Russia's economic sanctions against Turkey over its downing of a Russian warplane could hurt the Turkish economy in several areas from fruit to tourism, even if the initial impact is likely to be limited.
Turkey and Russia have enjoyed burgeoning trade ties in recent years despite disagreements on a number of political issues from Moscow's annexation of Crimea from Ukraine to the more than four-year old civil war in Syria.
But ties hit a low when Turkish jets shot down last week a Russian warplane on the Syrian border which Ankara said had violated its air space.
Moscow put forward a raft of economic sanctions against Ankara while demanding an official apology from the Turkish leadership.
But Moscow is keeping some of its powder dry and the effect may be limited for now, with tourism and agriculture the most immediate casualties.
"The impact... will, in general, probably be limited," said William Jackson Senior Emerging Markets Economist at Capital Economics in London, putting the maximum cost to the Turkish economy at 0.5 percent of GDP annually.
Here are five sectors of the Turkish economy that could be hurt by the Russian action:
TOURISM: Shortly after the crisis erupted, Russia swiftly called on its citizens to scrap any travel plans to Turkey, dealing an immediate blow to the Turkish tourism industry.
Russian tour firms promptly halted the sale of holidays to Turkey, in line with a directive from the federal tourism agency.
The move dealt a huge blow to tourism in Turkey, where every eighth tourist is Russian and Russians dominate resorts on the Mediterranean like Antalya and Alanya.
According to Turkish tourism ministry statistics, 3.5 million Russian tourists visited Turkey in 2015 from January to October, down from 4.1 million in 2013 and 4.3 million in 2014.

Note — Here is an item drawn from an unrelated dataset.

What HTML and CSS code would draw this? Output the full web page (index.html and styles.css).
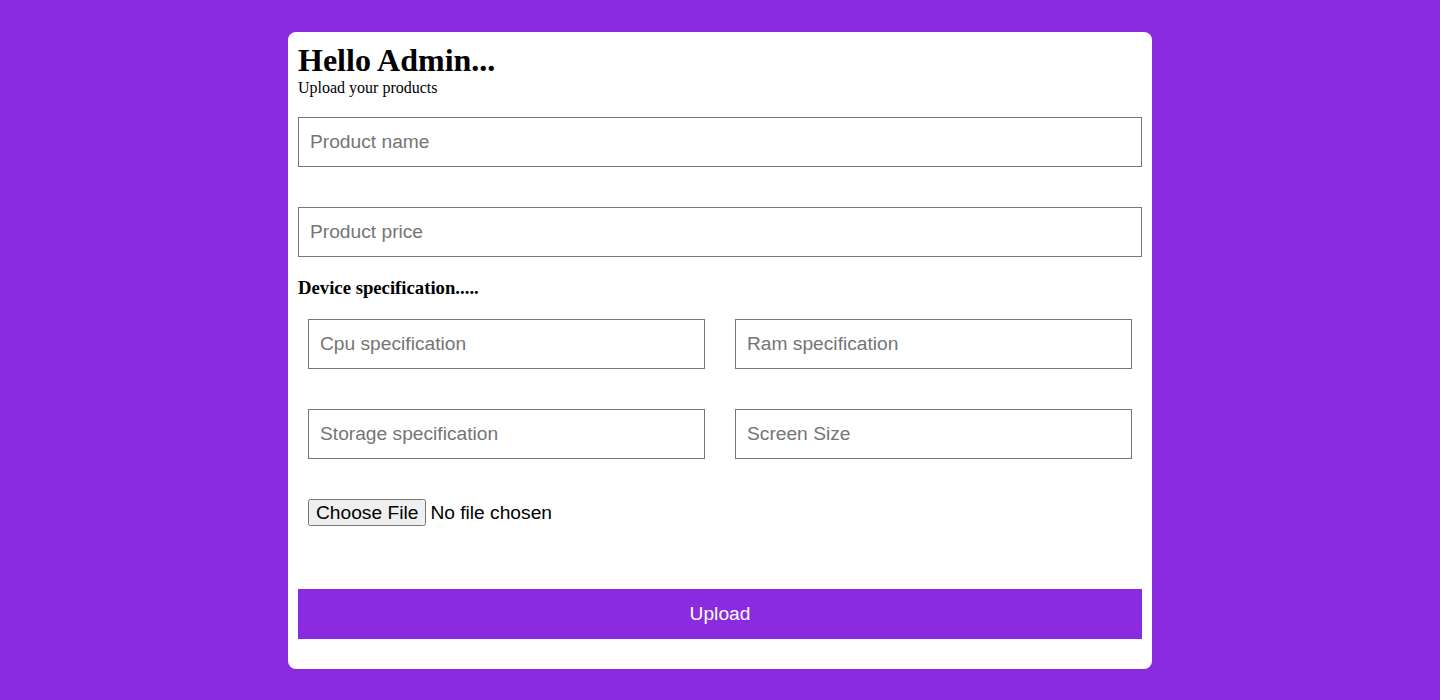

"Perhaps the most damaging impact to Turkey from the sanctions will come via tourism," said Jackson.
ENERGY: Russian Economy Minister Alexei Ulyukayev did not rule out that the measures could hit two major projects with Turkey -- the planned Turk Stream gas pipeline under the Black Sea and the Akkuyu nuclear power plant.
Meanwhile, energy-hungry Turkey relies on Russia for 55 percent of its natural gas and 30 percent of its oil as it searches for greater self-sufficiency.
However while the Turk Stream and Akkuyu projects may be at risk, no Russian energy official has seriously suggested cutting off energy supplies to Turkey, a move that would severely hurt Russian gas giant Gazprom.
TRADE: Turkish President Recep Tayyip Erdogan and Russian counterpart Vladimir Putin had ambitiously aimed at reaching a trade volume of $100 billion in 2023, up from from $32 billion in 2013.
According to the Russian state statistics office, in 2014 Russia exported $24.5 billion of goods, mainly natural gas, oil, steel and grain to Turkey, while imports from Turkey totaled at $6.7 billion.
The $100 billion target now looks like a pipe dream.
Lilit Gevorgyan, senior economist at IHS Global Insight, said the confrontation was "a major setback of more than a decade long efforts to build commercial and energy partnership between Russia and Turkey, despite their geopolitical and historic differences."
FOOD: Turkey was a major beneficiary of the Russian trade embargo on EU foodstuffs imposed as a retaliation measure with bilateral trade in agricultural goods rising 19 percent to $4 billion in 2014 due to imports of Turkish fruits, vegetables and nuts.
However Russian Deputy Prime Minister Arkady Dvorkovich said Monday that Turkish fruit and vegetables would be banned, albeit after a certain lag to stop inflation.
Russian Agriculture Minister Alexander Tkachev warned Ankara that Turkey's agricultural exports could be replaced by Russia within a week, with suppliers from countries ranging from Iran to South Africa.
CONSTRUCTION: Some 35 percent of Russian imported construction services were from Turkey in 2014, according to central bank data. Turkish companies had also benefited hugely from the Winter Olympic Games in Sochi that year.
But Russian Deputy Prime Minister Igor Shuvalov said Monday that while contracts with Turkish companies signed before December 31 would be honored any new deal would require government approval.
Shuvalov emphasized however that no measures were planned "for the moment" against Turkish industrial goods.